How does compliance affect hosting choice?
Compliance can require specific controls over physical access, data location, logging, encryption, and segmentation. Those requirements often push teams toward dedicated servers or colocation because they provide more direct control.
What is the biggest mistake when scaling infrastructure?
The biggest mistake is scaling the wrong layer first. Teams often buy more compute when the real bottleneck is storage, network, or application design.
How often should I review my hosting architecture?

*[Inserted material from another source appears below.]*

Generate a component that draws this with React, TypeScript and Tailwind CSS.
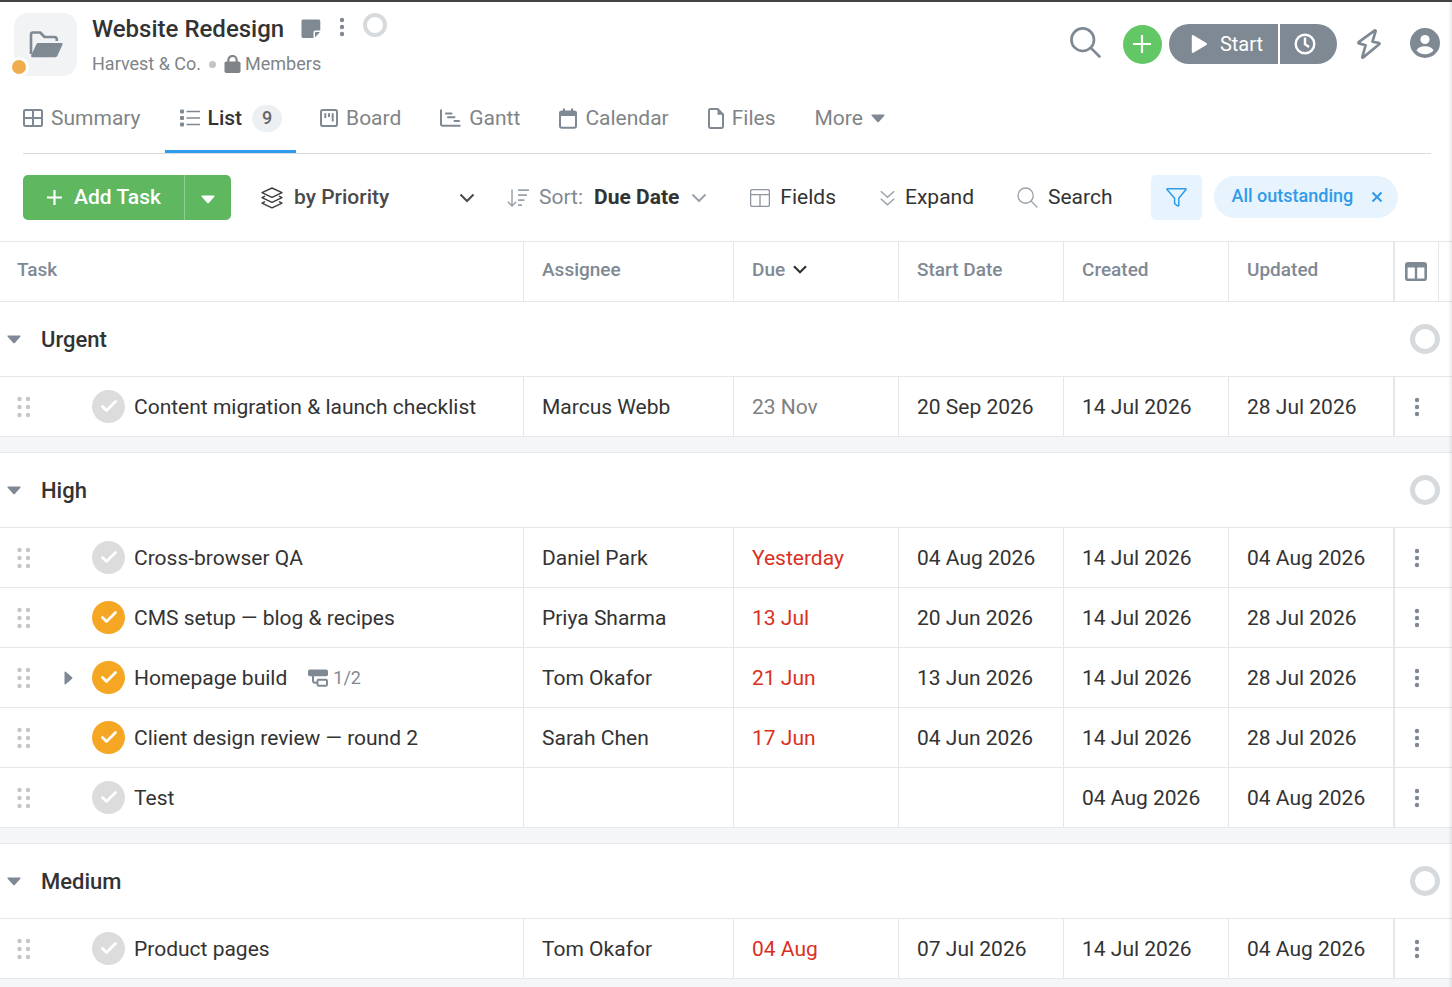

Review it at least quarterly, and again whenever traffic patterns, regulatory obligations, or product direction change materially. Workload placement should evolve with the business.
Final Conclusion
The best infrastructure strategy is not to choose one platform and force every workload into it. The better strategy is to understand the workload, identify its real constraints, and place it in the environment that delivers the right balance of control, performance, and economics. VPS hosting is ideal for flexibility and speed. Dedicated servers provide consistent performance and isolation. Colocation gives you hardware ownership with data center-grade facilities. Public cloud delivers agility and managed services. GPU servers unlock a separate class of accelerated compute.
When you use workload placement as a decision framework, hosting becomes much easier to justify, scale, and defend. You spend less on unnecessary complexity, reduce risk where it matters, and create an infrastructure stack that can grow with the business instead of against it.